> **WHAT YOU HAVE TO DO**
Extract the lines that carry the string "size" from the listing.

-- BEGIN INFORMATION SUPPLIED --

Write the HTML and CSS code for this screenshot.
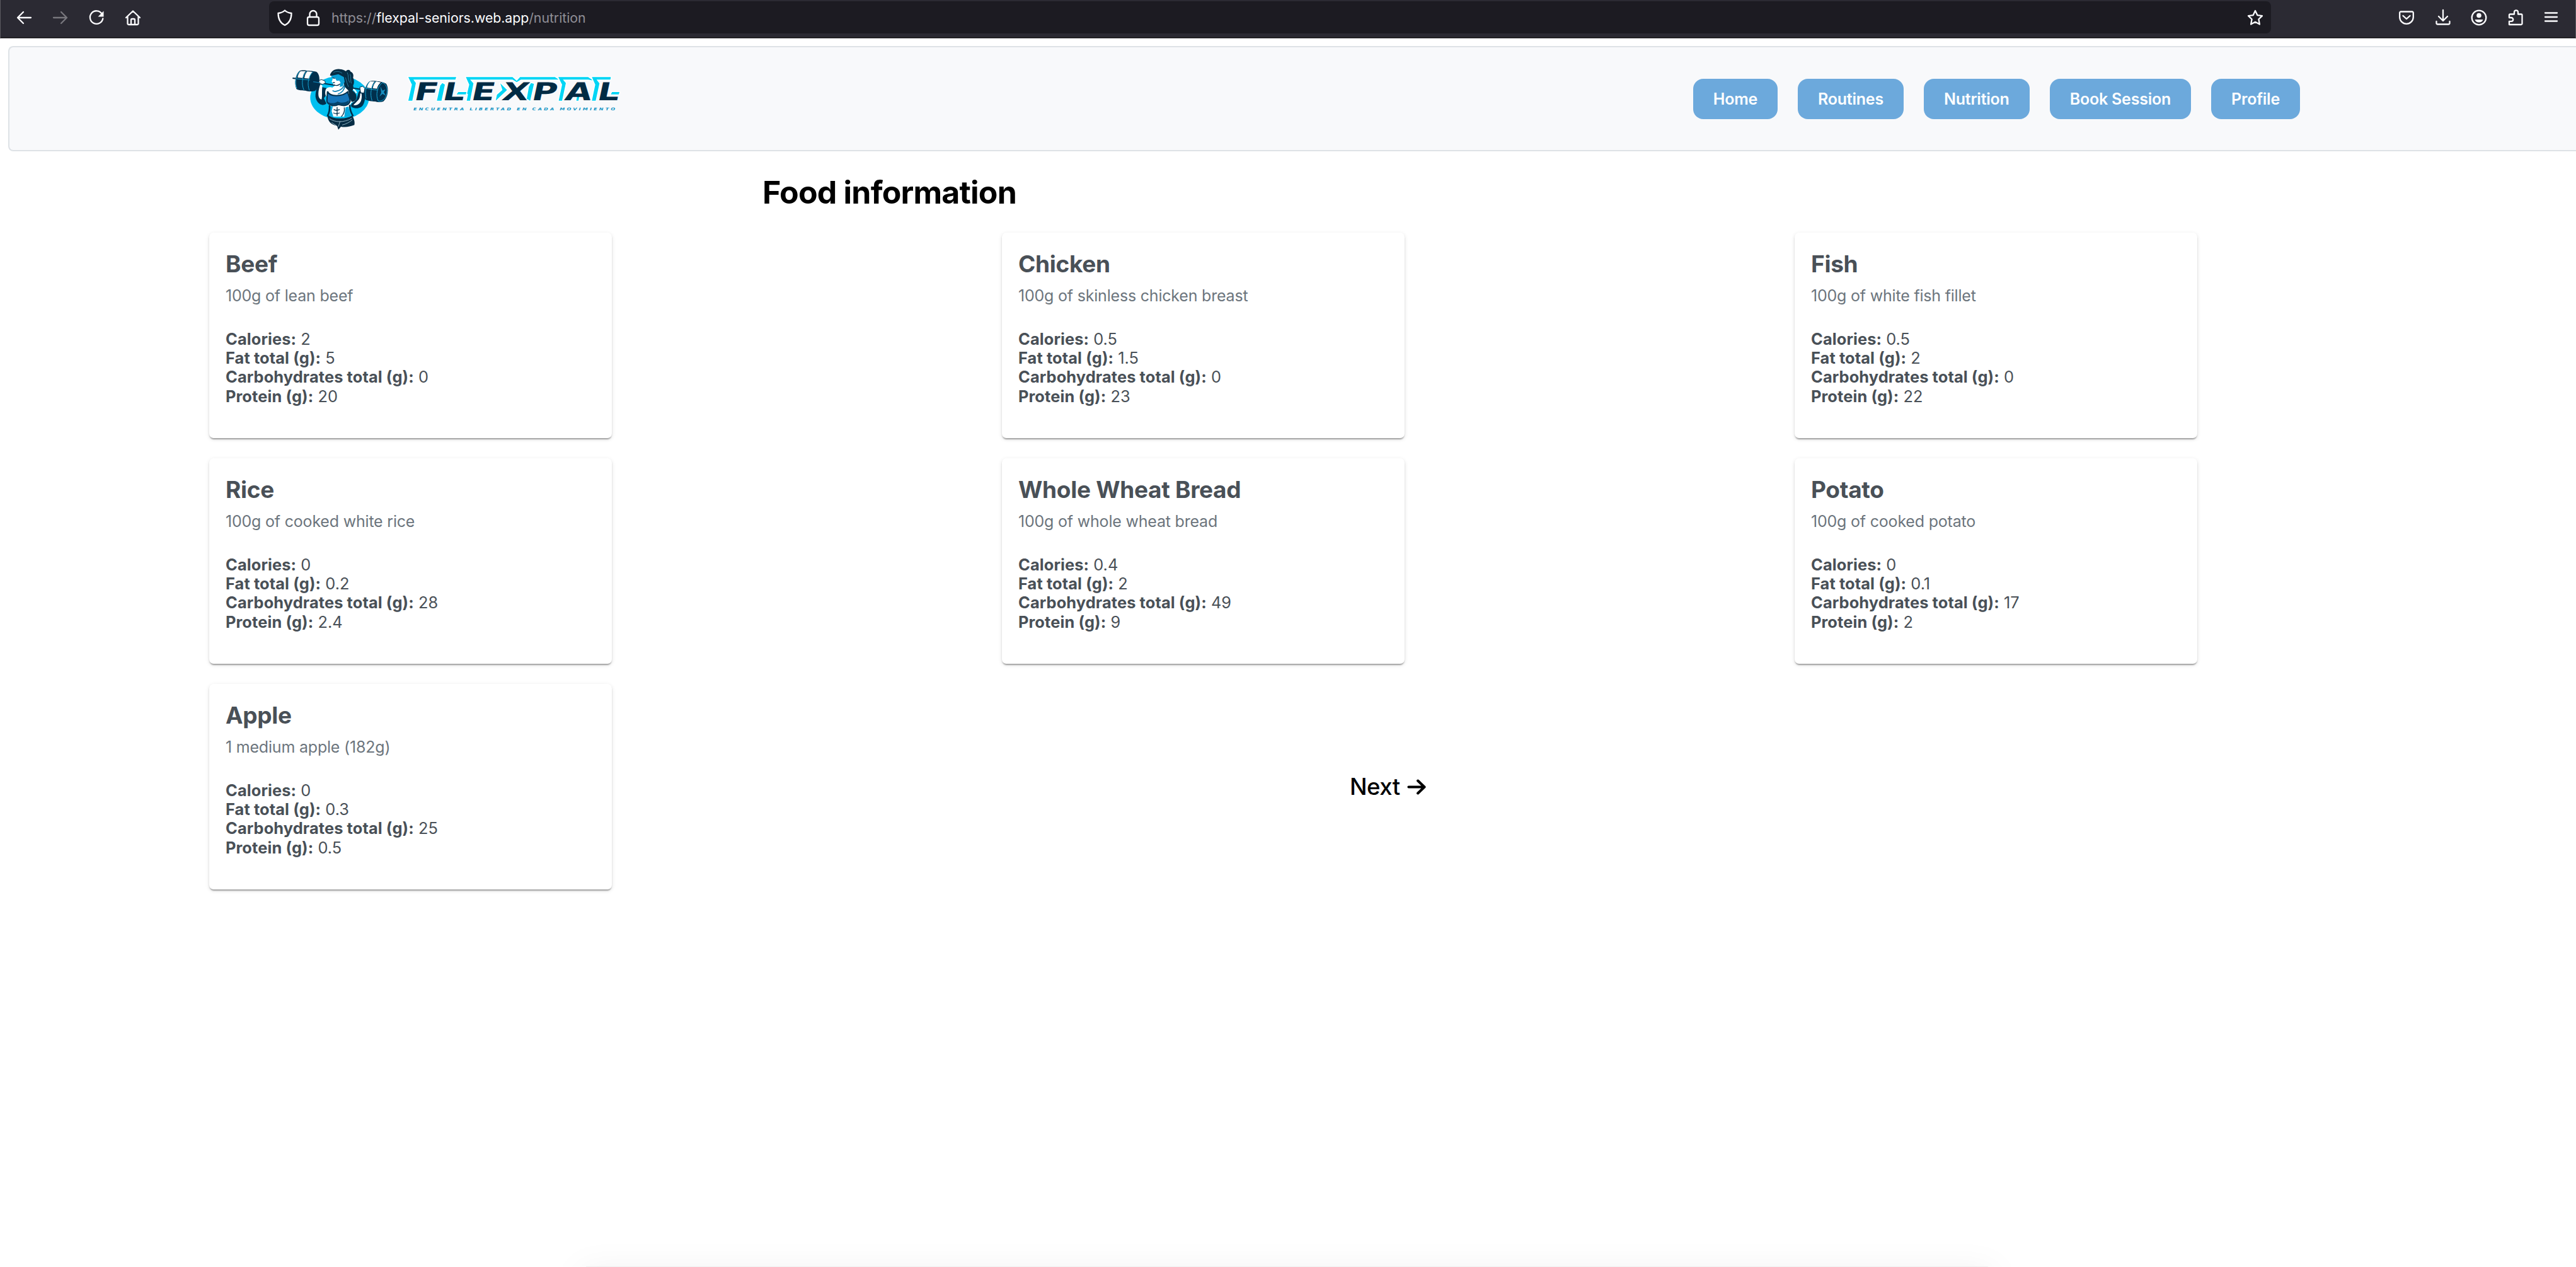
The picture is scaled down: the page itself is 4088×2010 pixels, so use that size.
FILE: index.html
```
<!DOCTYPE html>
<html lang="en">
<head>
<meta charset="utf-8">
<title>FlexPal – Nutrition</title>
<link rel="stylesheet" href="styles.css">
</head>
<body>
<div class="browser-bar">
  <div class="browser-nav">
    <svg class="ico" viewBox="0 0 28 28"><path d="M25 14H4M13 5l-9 9 9 9"/></svg>
    <svg class="ico dim" viewBox="0 0 28 28"><path d="M3 14h21M15 5l9 9-9 9"/></svg>
    <svg class="ico" viewBox="0 0 28 28"><path d="M22.500 7.500A10.300 10.300 0 1 0 24.300 15.500"/><path class="solid" d="M25.500 3.500v9h-9z"/></svg>
    <svg class="ico" viewBox="0 0 28 28"><path d="M3 14 14 3.500 25 14M5.500 12v11.500a1.500 1.500 0 0 0 1.500 1.500h14a1.500 1.500 0 0 0 1.500-1.500V12M11 25v-7.500a1.500 1.500 0 0 1 1.500-1.500h3a1.500 1.500 0 0 1 1.500 1.500V25"/></svg>
  </div>
  <div class="url-bar">
    <svg class="ico" viewBox="0 0 28 28"><path d="M14 2.500C11 5.500 7 6.500 3.500 7c0 9 3 15.500 10.500 19 7.500-3.500 10.500-10 10.500-19C21 6.500 17 5.500 14 2.500z"/></svg>
    <svg class="ico" viewBox="0 0 28 28"><rect x="5" y="13" width="18" height="13" rx="2.500"/><path d="M8.500 13V8.500a5.500 5.500 0 0 1 11 0V13"/></svg>
    <div class="url">https://<b>flexpal-seniors.web.app</b>/nutrition</div>
    <svg class="ico star" viewBox="0 0 28 28"><path d="M14 3l3.300 7.100 7.700 1-5.600 5.400 1.500 8L14 20.800l-6.900 3.700 1.500-8L3 11.100l7.700-1z"/></svg>
  </div>
  <div class="browser-tools">
    <svg class="ico" viewBox="0 0 28 28"><path d="M5 4.500h18a1.800 1.800 0 0 1 1.800 1.800V13a10.800 10.800 0 0 1-21.600 0V6.300A1.800 1.800 0 0 1 5 4.500zM8.500 11l5.500 5 5.500-5"/></svg>
    <svg class="ico" viewBox="0 0 28 28"><path d="M14 2v17M7 12l7 7 7-7M3.500 20v2.500a2 2 0 0 0 2 2h17a2 2 0 0 0 2-2V20"/></svg>
    <svg class="ico" viewBox="0 0 28 28"><circle cx="14" cy="14" r="11.300"/><circle class="solid" cx="14" cy="10.500" r="3.800"/><path class="solid" d="M7.500 17h13c-.8 3-3.500 4.500-6.500 4.500S8.300 20 7.500 17z"/></svg>
    <svg class="ico" viewBox="0 0 28 28"><path d="M4 25h19a1.500 1.500 0 0 0 1.500-1.500V10a1.500 1.500 0 0 0-1.500-1.500h-5V5.300a3 3 0 0 0-6 0v3.200H5.500A1.500 1.500 0 0 0 4 10v4h3.300a2.900 2.900 0 0 1 0 5.800H4z"/></svg>
    <svg class="ico" viewBox="0 0 28 28"><path d="M4 6.500h19M4 13h19M4 19.500h19"/></svg>
  </div>
</div>

<header class="site-header">
  <svg class="athlete" viewBox="0 0 510 345">
    <ellipse cx="252" cy="168" rx="140" ry="103" fill="#00bff0"/>
    <path d="M28 75 60 79M150 96 400 136" stroke="#00304d" stroke-width="6" fill="none"/>
    <!-- arms -->
    <path d="M155 92c-10 20-18 44-18 70 2 20 14 36 30 40 10 2 18-2 22-6l-12-26 14-18-2-30-26-6 4-22z" fill="#00304d"/>
    <path d="M160 104c-6 18-12 38-8 58 2 8 8 14 14 14 4-18 0-34 4-66zM186 128c8-10 20-12 32-8l-18 18-12 24c-6-10-6-24-2-34z" fill="#fff"/>
    <path d="M358 122l14 14c4 22 2 48-8 66-8 14-28 22-52 12-8-4-6-12-2-18l22-20 10-34z" fill="#00304d"/>
    <path d="M350 148c0 20-6 30-18 40-6 6-12 10-14 16 18 2 30-8 36-22 4-14 4-24 2-34z" fill="#fff"/>
    <path d="M152 86l14-4 16 6 2 10-12 6-20-4zM348 118l14-4 10 10-4 22-16-2z" fill="#fff" stroke="#00304d" stroke-width="3"/>
    <!-- torso -->
    <path d="M238 104l-24 18-18 20 0 50 14 20-6 46 96 0-4-46 12-20 14-6c12-14 10-34 0-44-14-12-32-20-48-26l2-30z" fill="#fff"/>
    <path d="M292 128c26 4 42 18 40 40-2 14-12 20-22 20l-10-18z" fill="#062d45"/>
    <path d="M300 122c16 4 28 12 32 24" fill="none" stroke="#fff" stroke-width="7"/>
    <path d="M276 90c2 22-12 40-36 46-8 4-16 2-22-2M278 110c-4 20-16 36-34 40" fill="none" stroke="#0a7fb4" stroke-width="5"/>
    <path d="M204 208l16 0-6 24 8 26-20 0zM280 214l14-4 10 48-30 0z" fill="#06a8dd"/>
    <!-- hair behind the face -->
    <path d="M206 62c4-20 22-32 46-30 12 0 22 4 30 10 6-10 20-8 22 2 12 4 16 16 12 28 6 14 6 28 0 38 4 12 0 24-8 28-14-2-26-12-32-26l-8-24-24-18-20-4z" fill="#052c44"/>
    <path d="M222 48c14-8 30-6 42 4M288 48c8 14 2 32 12 48M302 56c6 14 0 32 6 44M280 72c4 16 8 30 14 44" fill="none" stroke="#2f88a8" stroke-width="2.500"/>
    <!-- face and neck -->
    <path d="M218 66l22-6 24 10 8 16-2 20-22 8-14-2-12-6-2-8-6-6 4-10z" fill="#fff"/>
    <path d="M212 64l34-8 26 14 4 22-10 22-14 2 4-20-6-10-12 2-8-14-16 0z" fill="#089fd6"/>
    <path d="M218 74l12 2M220 96l9 0M224 106c10 6 22 4 30-4" stroke="#00304d" stroke-width="4" fill="none"/>
    <!-- top -->
    <path d="M194 138c6 14 22 20 42 20 22 0 40-4 54-18 4 16 12 30 12 44-6 18-22 24-38 20-10-2-16-4-22-2-16 8-42 2-50-14-2-16 2-34 2-50z" fill="#1675b9" stroke="#00304d" stroke-width="6"/>
    <path d="M196 188c12 8 34 8 46-2 14 8 36 8 54-6-2 20-20 26-36 22l-18-2c-18 8-44 2-46-12z" fill="#04436b"/>
    <!-- waist -->
    <path d="M204 204c2 20-2 36-10 52M300 202c0 22 6 38 16 54" stroke="#00304d" stroke-width="8" fill="none"/>
    <path d="M240 212v42M224 224q12 8 28 0M222 240q14 8 30 0M274 214q4 26-14 44" stroke="#00304d" stroke-width="4" fill="none"/>
    <!-- shorts -->
    <path d="M194 250c20 14 44 18 64 16 22 0 40-4 54-14 8 16 14 32 10 46-20 8-42 12-64 8l-12 14-6-18c-30-4-46-24-46-52z" fill="#062d45"/>
    <path d="M204 268c26 18 66 20 106-2M214 286c8 6 14 10 22 14M264 298c18-4 36-14 48-24M254 280l-8 26" stroke="#a9cad8" stroke-width="2.500" fill="none"/>
    <!-- left plates -->
    <path d="M62 40c8-4 34-2 36 0 6-2 32 2 42 4 22 10 22 70-6 92-12 4-36 2-46-2-10 0-32 0-42-8-12-30-4-70 16-86z" fill="#00304d"/>
    <path d="M66 42l24 0c-8 10-12 20-14 32l-24-2c2-12 6-22 14-30zM98 43l24 2c-8 10-12 20-14 32l-24-2c2-12 6-24 14-32z" fill="#fff"/>
    <path d="M48 78l62 6M96 40c-22 24-28 60-14 92M126 44c-24 22-30 58-18 90M62 42c-20 24-24 56-14 82" fill="none" stroke="#16a4d4" stroke-width="3"/>
    <path d="M126 92l34 5" stroke="#0d7cae" stroke-width="4"/>
    <!-- right plates -->
    <path d="M394 90c10-4 34-2 38 0 10 0 34 6 42 12 14 22 8 66-14 84-12 4-28 4-38 0-14 0-40-4-48-10-10-28 0-70 20-86z" fill="#00304d"/>
    <path d="M396 91l22 0c-8 10-12 20-14 32l-22-3c2-12 6-22 14-29zM426 91l22 4c-10 8-16 18-18 30l-20-2c2-14 8-24 16-32z" fill="#fff"/>
    <path d="M378 124l54 8M422 90c-22 26-26 60-16 92M456 96c-26 20-34 60-20 88 24 4 42-20 42-50 0-18-8-32-22-38zM394 92c-20 26-22 56-16 80" fill="none" stroke="#16a4d4" stroke-width="3"/>
    <path d="M446 114l10 20 14-6-8 14 10 16-16-8-14 12 8-18z" fill="#168fc0"/>
  </svg>
  <svg class="wordmark" viewBox="0 0 1050 255">
    <g fill="#00d5f5" stroke="#fff" stroke-width="10" stroke-linejoin="round" paint-order="stroke">
      <path d="M24 52H252L248 64H48L60 80 43 164H24L41 88z"/>
      <path d="M186 80 198 88 182 164H160L176 92z"/>
      <path d="M262 123H302L298 134H254z"/>
      <path d="M298 52H520L540 70 556 52H722L740 64H560L540 76 520 64H318L334 82 318 164H302L308 134 304 130 314 88z"/>
      <path d="M462 82 494 113 440 164 446 136 472 113z"/>
      <path d="M608 80 622 84 604 164 588 155 598 98z"/>
      <path d="M738 52H880L904 68 880 64H760L774 80 756 164H740L756 88z"/>
      <path d="M828 140 840 134 834 164H824z"/>
      <path d="M898 52H988L986 64H920L934 82 916 164H898L914 88z"/>
      <path d="M994 123H1029L1026 134H988z"/>
    </g>
    <text class="brand" transform="translate(0 162) skewX(-12) scale(1.4 1)" x="33 130 227 332 433 546 656">FLEXPAL</text>
    <text class="tagline" x="48" y="211" textLength="970" lengthAdjust="spacingAndGlyphs">ENCUENTRA LIBERTAD EN CADA MOVIMIENTO</text>
  </svg>
  <nav class="site-nav">
    <a>Home</a><a>Routines</a><a>Nutrition</a><a>Book Session</a><a>Profile</a>
  </nav>
</header>

<main>
  <h1>Food information</h1>
  <div class="foods">
    <article class="card"><h2>Beef</h2><p class="serving">100g of lean beef</p>
      <p><b>Calories:</b> 2</p><p><b>Fat total (g):</b> 5</p><p><b>Carbohydrates total (g):</b> 0</p><p><b>Protein (g):</b> 20</p></article>
    <article class="card"><h2>Chicken</h2><p class="serving">100g of skinless chicken breast</p>
      <p><b>Calories:</b> 0.5</p><p><b>Fat total (g):</b> 1.5</p><p><b>Carbohydrates total (g):</b> 0</p><p><b>Protein (g):</b> 23</p></article>
    <article class="card"><h2>Fish</h2><p class="serving">100g of white fish fillet</p>
      <p><b>Calories:</b> 0.5</p><p><b>Fat total (g):</b> 2</p><p><b>Carbohydrates total (g):</b> 0</p><p><b>Protein (g):</b> 22</p></article>
    <article class="card"><h2>Rice</h2><p class="serving">100g of cooked white rice</p>
      <p><b>Calories:</b> 0</p><p><b>Fat total (g):</b> 0.2</p><p><b>Carbohydrates total (g):</b> 28</p><p><b>Protein (g):</b> 2.4</p></article>
    <article class="card"><h2>Whole Wheat Bread</h2><p class="serving">100g of whole wheat bread</p>
      <p><b>Calories:</b> 0.4</p><p><b>Fat total (g):</b> 2</p><p><b>Carbohydrates total (g):</b> 49</p><p><b>Protein (g):</b> 9</p></article>
    <article class="card"><h2>Potato</h2><p class="serving">100g of cooked potato</p>
      <p><b>Calories:</b> 0</p><p><b>Fat total (g):</b> 0.1</p><p><b>Carbohydrates total (g):</b> 17</p><p><b>Protein (g):</b> 2</p></article>
    <article class="card"><h2>Apple</h2><p class="serving">1 medium apple (182g)</p>
      <p><b>Calories:</b> 0</p><p><b>Fat total (g):</b> 0.3</p><p><b>Carbohydrates total (g):</b> 25</p><p><b>Protein (g):</b> 0.5</p></article>
    <a class="next">Next <svg viewBox="0 0 28 24"><path d="M2 12h24M16 2.500l10 9.500-10 9.500"/></svg></a>
  </div>
</main>
<div class="dock-shadow"></div>
</body>
</html>
```
FILE: styles.css
```
* { box-sizing: border-box; }

body {
  margin: 0;
  height: 2010px;
  position: relative;
  overflow: hidden;
  background: #fff;
  font-family: Inter, "Liberation Sans", sans-serif;
}

h1, h2, p { margin: 0; }

/* Browser toolbar */
.browser-bar {
  display: flex;
  align-items: flex-start;
  height: 61px;
  background: #2b2a33;
  border-bottom: 1px solid #5b5a60;
  border-left: 1px solid #5b5a60;
  border-right: 1px solid #5b5a60;
  box-shadow: inset 0 -1px 0 #0c0c0d;
}

.ico {
  width: 28px;
  height: 28px;
  flex: none;
  fill: none;
  stroke: #fbfbfe;
  stroke-width: 2.3;
  stroke-linecap: round;
  stroke-linejoin: round;
}
.ico .solid { fill: #fbfbfe; stroke: none; }
.ico.dim { stroke: #78777d; }

.browser-nav {
  display: flex;
  gap: 29.500px;
  width: 426px;
  padding: 14px 0 0 23px;
}

.url-bar {
  display: flex;
  align-items: center;
  width: 3177px;
  height: 51px;
  margin-top: 2px;
  padding: 0 11px 0 11px;
  border-radius: 8px;
  background: #1c1b22;
}
.url-bar .ico + .ico { margin-left: 17px; }
.url {
  margin-left: 15px;
  font-size: 21.3px;
  line-height: 30px;
  letter-spacing: -0.05px;
  color: #8f8e96;
}
.url b { font-weight: 400; color: #fbfbfe; }
.url-bar .star { margin-left: auto; }

.browser-tools {
  display: flex;
  gap: 29.500px;
  margin-left: auto;
  padding: 14px 24px 0 0;
}

/* Site header */
.site-header {
  display: flex;
  align-items: center;
  height: 167px;
  margin: 12px 0 0 13px;
  padding: 0 438px 0 440px;
  border: 2px solid #dee2e6;
  border-right: 0;
  border-radius: 8px 0 0 8px;
  background: #f8f9fb;
}
.athlete { width: 170px; height: 115px; }
.wordmark { width: 350px; height: 85px; margin: 0 0 18px 15px; }
.brand { font: 700 117px "DejaVu Sans", sans-serif; fill: #002b44; }
.tagline { font: italic 700 18px "DejaVu Sans", sans-serif; letter-spacing: 7px; fill: #1294c4; }

.site-nav {
  display: flex;
  gap: 32px;
  margin-left: auto;
}
.site-nav a {
  padding: 0 32px;
  border-radius: 16px;
  background: #6ca9dc;
  color: #fff;
  font-size: 25px;
  font-weight: 600;
  line-height: 64px;
  letter-spacing: -0.22px;
}

/* Food list */
main { padding: 33px 0 0 332px; }
h1 {
  margin-left: 878px;
  font-size: 50px;
  font-weight: 700;
  line-height: 64px;
  letter-spacing: -0.8px;
  color: #000;
}

.foods {
  display: grid;
  grid-template-columns: repeat(3, 1258px);
  grid-auto-rows: 326px;
  gap: 32px 0;
  margin-top: 32px;
}

.card {
  width: 639px;
  padding: 26px 26px 0;
  border-radius: 7px;
  background: #fff;
  box-shadow: 0 4px 2px -2px rgba(0, 0, 0, .2), 0 2px 2px rgba(0, 0, 0, .14), 0 2px 6px rgba(0, 0, 0, .12);
  color: #495057;
  font-size: 25.4px;
  line-height: 30.4px;
}
.card h2 {
  font-size: 37px;
  font-weight: 700;
  line-height: 48px;
  letter-spacing: -0.3px;
}
.card b { font-weight: 700; letter-spacing: 0.1px; }
.card .serving {
  margin: 8px 0 35.500px;
  font-size: 25px;
  line-height: 36px;
  letter-spacing: -0.2px;
  color: #6c757d;
}

.next {
  display: flex;
  align-items: center;
  gap: 11px;
  margin-left: 552px;
  font-size: 36.500px;
  font-weight: 500;
  letter-spacing: -0.5px;
  color: #000;
}
.next svg {
  width: 30px;
  height: 25px;
  fill: none;
  stroke: #000;
  stroke-width: 4;
  stroke-linecap: round;
  stroke-linejoin: round;
}

/* Shadow cast by the dock just under the window */
.dock-shadow {
  position: absolute;
  bottom: 0;
  left: 930px;
  width: 2225px;
  height: 1px;
  border-radius: 1px;
  background: #f1f1f1;
  box-shadow: 0 22px 55px 8px rgba(0, 0, 0, .13);
}
```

-- END INFORMATION SUPPLIED --

> **FULL ANSWER**
The picture is scaled down: the page itself is 4088×2010 pixels, so use that size.
  font-size: 21.3px;
  font-size: 25px;
  font-size: 50px;
  font-size: 25.4px;
  font-size: 37px;
  font-size: 25px;
  font-size: 36.500px;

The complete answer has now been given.